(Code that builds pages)
++++++++++++++++++++

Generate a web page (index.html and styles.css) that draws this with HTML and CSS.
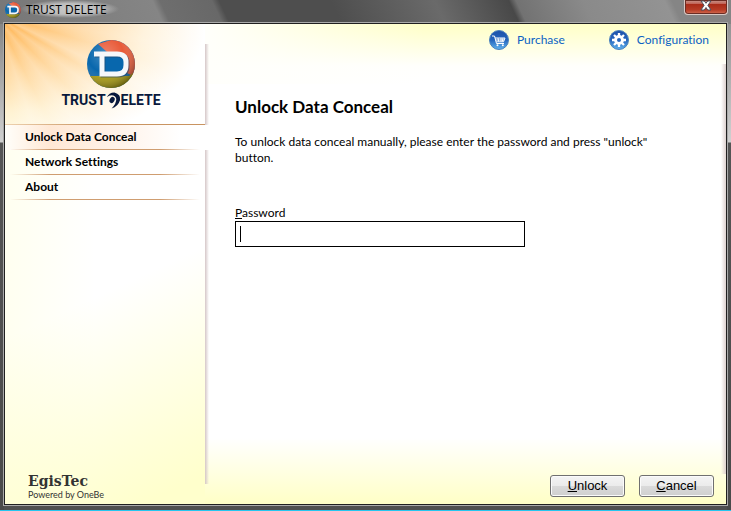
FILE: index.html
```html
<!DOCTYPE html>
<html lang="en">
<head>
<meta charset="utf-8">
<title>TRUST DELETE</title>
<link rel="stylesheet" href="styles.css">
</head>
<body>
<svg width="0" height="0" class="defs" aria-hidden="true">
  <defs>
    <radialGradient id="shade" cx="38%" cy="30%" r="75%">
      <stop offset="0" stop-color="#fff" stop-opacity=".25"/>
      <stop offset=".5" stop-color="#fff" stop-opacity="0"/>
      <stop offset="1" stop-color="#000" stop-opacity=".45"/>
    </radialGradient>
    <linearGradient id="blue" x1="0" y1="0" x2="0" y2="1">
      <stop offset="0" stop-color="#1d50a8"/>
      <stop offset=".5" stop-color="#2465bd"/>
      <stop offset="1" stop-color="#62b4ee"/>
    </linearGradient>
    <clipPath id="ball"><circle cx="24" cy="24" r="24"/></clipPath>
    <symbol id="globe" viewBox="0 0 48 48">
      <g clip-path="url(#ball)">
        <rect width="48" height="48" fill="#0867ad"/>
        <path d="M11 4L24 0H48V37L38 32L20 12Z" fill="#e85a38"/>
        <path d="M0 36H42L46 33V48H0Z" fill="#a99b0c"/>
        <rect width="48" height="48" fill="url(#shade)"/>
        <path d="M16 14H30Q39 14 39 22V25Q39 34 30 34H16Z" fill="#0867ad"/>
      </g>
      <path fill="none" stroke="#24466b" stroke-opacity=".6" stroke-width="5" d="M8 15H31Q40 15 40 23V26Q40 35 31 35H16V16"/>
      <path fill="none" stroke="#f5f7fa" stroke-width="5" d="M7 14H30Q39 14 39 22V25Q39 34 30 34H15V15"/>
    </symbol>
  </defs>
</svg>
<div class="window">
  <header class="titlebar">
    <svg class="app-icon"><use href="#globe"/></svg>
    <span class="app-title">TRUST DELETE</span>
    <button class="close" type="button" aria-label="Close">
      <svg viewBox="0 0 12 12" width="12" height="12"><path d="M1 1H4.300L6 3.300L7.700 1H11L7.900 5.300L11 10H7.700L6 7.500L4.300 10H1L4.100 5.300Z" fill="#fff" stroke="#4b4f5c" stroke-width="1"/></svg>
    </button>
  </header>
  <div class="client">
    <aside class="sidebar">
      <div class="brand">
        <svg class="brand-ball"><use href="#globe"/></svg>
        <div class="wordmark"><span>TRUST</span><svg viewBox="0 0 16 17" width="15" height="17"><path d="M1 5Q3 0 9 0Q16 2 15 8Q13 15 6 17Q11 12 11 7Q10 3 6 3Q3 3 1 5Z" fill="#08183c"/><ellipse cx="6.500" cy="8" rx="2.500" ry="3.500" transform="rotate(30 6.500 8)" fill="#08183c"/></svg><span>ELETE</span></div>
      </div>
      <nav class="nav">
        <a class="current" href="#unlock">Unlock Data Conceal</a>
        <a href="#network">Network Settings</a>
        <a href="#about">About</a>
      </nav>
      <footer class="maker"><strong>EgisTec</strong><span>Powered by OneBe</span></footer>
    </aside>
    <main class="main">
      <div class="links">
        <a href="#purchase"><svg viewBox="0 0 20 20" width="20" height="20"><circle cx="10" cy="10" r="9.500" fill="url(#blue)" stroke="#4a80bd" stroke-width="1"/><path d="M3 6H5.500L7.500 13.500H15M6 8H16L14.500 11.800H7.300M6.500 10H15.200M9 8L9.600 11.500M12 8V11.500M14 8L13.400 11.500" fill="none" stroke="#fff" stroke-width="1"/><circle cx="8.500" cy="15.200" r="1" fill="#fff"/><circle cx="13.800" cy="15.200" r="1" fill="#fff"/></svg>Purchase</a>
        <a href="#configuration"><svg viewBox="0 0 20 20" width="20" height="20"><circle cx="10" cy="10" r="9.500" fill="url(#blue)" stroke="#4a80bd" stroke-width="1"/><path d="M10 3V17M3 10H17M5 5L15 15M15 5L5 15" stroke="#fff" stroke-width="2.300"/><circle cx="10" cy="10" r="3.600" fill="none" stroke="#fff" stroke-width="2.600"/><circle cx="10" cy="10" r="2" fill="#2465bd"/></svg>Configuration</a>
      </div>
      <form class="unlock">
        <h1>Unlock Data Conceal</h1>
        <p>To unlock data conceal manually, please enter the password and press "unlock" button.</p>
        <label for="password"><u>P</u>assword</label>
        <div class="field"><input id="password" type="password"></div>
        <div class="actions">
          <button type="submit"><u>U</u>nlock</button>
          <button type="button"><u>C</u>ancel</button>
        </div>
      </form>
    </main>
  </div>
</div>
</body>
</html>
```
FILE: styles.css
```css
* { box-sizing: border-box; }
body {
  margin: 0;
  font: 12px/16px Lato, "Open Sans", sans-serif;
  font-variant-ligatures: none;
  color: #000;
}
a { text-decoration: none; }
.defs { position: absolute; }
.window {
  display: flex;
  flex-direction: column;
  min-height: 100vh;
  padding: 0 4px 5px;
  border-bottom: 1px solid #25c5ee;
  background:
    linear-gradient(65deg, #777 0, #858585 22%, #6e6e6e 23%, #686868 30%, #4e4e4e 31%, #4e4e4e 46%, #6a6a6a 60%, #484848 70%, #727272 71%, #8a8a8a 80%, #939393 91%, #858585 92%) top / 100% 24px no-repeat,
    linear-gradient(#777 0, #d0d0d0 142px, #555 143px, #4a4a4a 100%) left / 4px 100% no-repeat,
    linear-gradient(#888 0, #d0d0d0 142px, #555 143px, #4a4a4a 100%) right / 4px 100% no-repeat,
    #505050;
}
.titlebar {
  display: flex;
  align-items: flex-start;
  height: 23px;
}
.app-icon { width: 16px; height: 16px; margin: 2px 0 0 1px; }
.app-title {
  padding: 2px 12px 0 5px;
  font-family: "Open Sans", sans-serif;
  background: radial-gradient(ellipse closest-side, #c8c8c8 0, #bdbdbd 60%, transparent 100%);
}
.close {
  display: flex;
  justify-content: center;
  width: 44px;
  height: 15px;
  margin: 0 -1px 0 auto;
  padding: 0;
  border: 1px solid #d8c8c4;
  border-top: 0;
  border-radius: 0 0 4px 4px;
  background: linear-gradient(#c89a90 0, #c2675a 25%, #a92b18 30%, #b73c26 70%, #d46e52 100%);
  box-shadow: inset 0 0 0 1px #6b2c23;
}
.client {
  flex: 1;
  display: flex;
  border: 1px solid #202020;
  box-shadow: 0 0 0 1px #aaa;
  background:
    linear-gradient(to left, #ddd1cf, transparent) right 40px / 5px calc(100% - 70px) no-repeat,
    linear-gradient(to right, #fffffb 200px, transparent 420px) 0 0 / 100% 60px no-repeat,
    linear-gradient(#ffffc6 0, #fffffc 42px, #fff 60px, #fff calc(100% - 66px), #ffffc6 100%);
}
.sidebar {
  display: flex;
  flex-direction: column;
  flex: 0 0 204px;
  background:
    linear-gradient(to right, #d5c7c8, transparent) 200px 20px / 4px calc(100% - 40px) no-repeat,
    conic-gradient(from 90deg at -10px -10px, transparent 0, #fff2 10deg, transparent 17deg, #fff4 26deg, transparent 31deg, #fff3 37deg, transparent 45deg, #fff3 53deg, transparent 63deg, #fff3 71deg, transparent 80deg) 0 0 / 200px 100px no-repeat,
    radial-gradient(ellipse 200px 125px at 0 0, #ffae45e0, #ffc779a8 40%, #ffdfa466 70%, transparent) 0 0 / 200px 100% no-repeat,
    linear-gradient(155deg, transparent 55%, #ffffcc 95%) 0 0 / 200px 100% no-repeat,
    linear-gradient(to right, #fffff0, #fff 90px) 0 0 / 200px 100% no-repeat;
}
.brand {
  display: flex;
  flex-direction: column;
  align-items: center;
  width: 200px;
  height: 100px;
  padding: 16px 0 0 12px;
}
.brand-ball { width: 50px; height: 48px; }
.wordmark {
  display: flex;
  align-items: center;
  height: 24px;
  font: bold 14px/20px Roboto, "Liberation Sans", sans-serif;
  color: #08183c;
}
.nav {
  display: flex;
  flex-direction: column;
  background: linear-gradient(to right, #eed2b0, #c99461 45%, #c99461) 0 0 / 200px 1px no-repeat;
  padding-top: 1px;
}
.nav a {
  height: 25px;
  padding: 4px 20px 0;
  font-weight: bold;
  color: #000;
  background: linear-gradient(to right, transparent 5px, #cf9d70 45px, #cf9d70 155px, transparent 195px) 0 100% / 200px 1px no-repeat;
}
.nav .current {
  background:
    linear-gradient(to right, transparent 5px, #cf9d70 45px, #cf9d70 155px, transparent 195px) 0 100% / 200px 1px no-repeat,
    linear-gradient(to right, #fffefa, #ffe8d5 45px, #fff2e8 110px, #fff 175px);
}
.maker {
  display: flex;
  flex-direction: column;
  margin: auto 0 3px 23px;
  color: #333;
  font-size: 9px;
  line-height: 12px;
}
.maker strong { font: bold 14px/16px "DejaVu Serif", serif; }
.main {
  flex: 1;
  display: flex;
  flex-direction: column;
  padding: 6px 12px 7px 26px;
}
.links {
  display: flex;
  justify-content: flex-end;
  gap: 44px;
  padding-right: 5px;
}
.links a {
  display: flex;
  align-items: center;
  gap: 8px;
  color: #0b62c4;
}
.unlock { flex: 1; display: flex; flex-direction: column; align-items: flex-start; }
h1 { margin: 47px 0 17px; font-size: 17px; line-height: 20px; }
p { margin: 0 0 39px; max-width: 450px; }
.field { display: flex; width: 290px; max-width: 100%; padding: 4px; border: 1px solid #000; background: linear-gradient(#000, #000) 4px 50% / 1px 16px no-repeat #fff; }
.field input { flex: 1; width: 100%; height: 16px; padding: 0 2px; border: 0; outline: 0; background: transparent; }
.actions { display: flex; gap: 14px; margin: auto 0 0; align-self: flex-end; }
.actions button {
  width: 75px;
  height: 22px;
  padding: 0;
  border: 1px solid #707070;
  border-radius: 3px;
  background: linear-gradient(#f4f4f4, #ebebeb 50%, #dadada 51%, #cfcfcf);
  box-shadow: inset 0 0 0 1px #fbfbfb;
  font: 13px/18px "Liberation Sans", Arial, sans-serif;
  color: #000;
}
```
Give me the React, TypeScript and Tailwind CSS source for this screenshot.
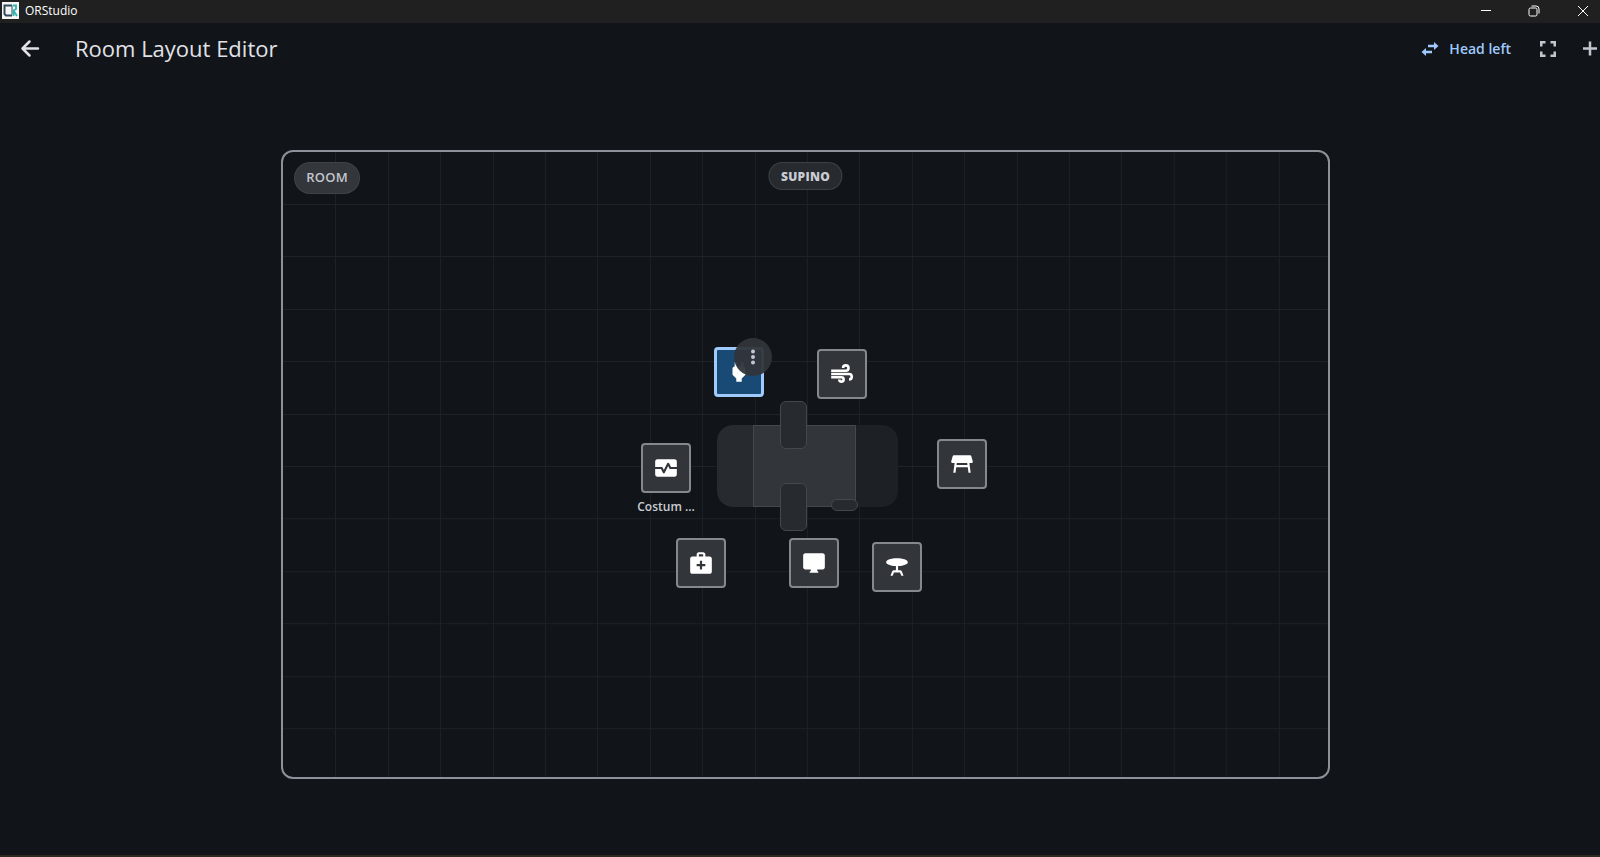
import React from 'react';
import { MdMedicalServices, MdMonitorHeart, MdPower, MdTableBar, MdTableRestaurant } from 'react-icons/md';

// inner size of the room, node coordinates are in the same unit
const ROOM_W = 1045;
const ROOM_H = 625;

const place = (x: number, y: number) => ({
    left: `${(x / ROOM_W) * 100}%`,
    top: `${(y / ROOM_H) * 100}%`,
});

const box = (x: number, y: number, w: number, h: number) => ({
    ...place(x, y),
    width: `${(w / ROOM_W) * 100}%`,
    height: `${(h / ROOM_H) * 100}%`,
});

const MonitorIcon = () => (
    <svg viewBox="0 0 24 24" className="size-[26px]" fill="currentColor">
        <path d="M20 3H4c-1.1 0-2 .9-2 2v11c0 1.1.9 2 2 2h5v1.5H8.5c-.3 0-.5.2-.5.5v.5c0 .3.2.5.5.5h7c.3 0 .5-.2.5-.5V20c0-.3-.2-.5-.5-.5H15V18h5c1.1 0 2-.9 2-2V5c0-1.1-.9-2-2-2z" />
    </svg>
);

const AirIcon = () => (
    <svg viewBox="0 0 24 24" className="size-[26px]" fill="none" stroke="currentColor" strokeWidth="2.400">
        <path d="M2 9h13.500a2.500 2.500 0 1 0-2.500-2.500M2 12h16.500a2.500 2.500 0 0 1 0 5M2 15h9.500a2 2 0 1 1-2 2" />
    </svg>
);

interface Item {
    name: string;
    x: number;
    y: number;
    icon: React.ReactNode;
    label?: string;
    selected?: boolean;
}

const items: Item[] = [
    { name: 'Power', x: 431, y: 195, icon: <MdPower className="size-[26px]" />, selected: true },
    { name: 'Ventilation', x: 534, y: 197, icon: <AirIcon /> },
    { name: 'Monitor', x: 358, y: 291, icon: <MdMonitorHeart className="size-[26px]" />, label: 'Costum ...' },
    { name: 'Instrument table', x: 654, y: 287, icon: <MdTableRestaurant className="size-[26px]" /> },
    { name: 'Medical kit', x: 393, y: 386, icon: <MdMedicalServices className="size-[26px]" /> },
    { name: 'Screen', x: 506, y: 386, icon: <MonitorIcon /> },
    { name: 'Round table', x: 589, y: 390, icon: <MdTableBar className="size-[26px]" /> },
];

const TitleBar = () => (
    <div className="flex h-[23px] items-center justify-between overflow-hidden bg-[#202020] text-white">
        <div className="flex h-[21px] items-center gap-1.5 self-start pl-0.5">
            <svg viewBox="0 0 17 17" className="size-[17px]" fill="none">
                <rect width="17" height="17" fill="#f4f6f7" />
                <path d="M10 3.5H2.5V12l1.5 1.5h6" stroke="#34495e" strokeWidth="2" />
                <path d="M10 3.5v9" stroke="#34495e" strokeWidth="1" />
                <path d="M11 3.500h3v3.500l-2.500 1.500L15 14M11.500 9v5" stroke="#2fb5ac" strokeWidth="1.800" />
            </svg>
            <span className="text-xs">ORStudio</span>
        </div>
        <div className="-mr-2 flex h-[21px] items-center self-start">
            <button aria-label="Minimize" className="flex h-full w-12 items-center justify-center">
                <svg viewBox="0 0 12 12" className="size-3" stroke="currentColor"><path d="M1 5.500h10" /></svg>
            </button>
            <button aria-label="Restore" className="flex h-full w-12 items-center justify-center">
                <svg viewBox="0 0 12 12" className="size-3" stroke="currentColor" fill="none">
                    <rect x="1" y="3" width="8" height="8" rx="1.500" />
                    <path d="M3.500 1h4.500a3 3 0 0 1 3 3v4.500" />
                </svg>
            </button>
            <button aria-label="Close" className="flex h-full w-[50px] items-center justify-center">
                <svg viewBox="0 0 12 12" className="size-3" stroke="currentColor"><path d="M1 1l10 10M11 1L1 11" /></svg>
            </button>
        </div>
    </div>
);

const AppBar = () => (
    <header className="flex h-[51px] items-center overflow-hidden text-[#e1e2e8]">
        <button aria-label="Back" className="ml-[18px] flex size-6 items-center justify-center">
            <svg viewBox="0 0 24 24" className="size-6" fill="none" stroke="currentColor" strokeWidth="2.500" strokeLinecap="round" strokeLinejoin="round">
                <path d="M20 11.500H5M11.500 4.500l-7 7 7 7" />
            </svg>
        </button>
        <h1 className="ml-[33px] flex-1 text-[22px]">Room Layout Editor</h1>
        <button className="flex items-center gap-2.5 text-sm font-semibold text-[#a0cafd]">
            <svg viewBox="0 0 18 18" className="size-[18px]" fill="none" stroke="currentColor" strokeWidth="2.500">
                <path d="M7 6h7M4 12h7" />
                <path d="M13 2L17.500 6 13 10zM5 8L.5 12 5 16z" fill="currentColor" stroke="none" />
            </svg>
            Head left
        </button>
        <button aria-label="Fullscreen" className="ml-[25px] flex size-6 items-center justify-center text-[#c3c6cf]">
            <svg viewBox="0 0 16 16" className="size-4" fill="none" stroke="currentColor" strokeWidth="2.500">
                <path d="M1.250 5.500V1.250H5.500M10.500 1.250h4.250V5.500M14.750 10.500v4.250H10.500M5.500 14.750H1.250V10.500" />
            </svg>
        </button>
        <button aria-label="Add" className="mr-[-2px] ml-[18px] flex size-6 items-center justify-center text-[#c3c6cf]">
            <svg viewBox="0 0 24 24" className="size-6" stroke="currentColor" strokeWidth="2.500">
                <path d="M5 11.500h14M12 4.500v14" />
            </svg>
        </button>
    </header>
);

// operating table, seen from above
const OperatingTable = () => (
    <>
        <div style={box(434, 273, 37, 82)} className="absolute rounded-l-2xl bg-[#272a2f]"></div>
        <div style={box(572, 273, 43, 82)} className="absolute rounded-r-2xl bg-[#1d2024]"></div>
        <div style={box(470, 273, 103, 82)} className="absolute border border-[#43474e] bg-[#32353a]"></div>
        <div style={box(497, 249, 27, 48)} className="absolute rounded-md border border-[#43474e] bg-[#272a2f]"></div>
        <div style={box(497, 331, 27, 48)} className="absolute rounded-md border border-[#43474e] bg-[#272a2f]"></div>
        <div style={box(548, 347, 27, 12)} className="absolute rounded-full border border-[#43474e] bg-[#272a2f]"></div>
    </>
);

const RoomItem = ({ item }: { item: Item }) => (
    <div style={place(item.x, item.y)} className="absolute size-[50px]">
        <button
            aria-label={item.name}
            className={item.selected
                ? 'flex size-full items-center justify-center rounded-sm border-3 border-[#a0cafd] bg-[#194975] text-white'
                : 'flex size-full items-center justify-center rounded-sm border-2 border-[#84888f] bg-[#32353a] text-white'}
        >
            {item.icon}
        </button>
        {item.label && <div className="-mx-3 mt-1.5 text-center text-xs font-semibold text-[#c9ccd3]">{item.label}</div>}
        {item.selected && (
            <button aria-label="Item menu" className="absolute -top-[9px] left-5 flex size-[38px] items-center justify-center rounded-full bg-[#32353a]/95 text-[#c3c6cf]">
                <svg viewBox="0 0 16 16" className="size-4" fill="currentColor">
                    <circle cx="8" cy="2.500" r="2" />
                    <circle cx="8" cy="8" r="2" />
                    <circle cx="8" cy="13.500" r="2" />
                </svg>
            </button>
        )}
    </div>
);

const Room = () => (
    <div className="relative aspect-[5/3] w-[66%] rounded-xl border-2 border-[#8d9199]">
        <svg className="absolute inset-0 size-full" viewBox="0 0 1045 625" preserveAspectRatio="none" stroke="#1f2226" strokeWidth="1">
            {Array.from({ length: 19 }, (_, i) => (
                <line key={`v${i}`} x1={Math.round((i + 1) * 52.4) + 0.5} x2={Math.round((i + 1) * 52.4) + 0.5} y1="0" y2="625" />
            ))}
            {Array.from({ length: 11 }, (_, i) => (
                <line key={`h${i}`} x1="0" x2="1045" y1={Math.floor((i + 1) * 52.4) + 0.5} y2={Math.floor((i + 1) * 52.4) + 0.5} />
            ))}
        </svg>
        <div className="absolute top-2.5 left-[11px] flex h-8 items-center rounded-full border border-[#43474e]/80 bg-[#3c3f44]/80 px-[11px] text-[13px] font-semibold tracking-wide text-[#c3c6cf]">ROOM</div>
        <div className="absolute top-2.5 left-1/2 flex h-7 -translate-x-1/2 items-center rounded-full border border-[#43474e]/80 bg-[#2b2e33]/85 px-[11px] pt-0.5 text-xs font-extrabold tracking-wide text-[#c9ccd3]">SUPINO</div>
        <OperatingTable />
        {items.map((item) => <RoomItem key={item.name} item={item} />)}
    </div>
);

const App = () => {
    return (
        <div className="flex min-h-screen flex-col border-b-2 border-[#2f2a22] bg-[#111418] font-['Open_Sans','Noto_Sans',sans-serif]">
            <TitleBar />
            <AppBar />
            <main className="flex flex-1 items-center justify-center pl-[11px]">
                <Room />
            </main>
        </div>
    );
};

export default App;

++++++++++++++++++++

■ EXERCISE REQUIREMENTS
In the listing above, find the line with "Give me the" and the line with "const ROOM_H = 625;". Copy both of them and every line between, exactly, but not the pictures.

■ WRITTEN ANSWER
Give me the React, TypeScript and Tailwind CSS source for this screenshot.
import React from 'react';
import { MdMedicalServices, MdMonitorHeart, MdPower, MdTableBar, MdTableRestaurant } from 'react-icons/md';

// inner size of the room, node coordinates are in the same unit
const ROOM_W = 1045;
const ROOM_H = 625;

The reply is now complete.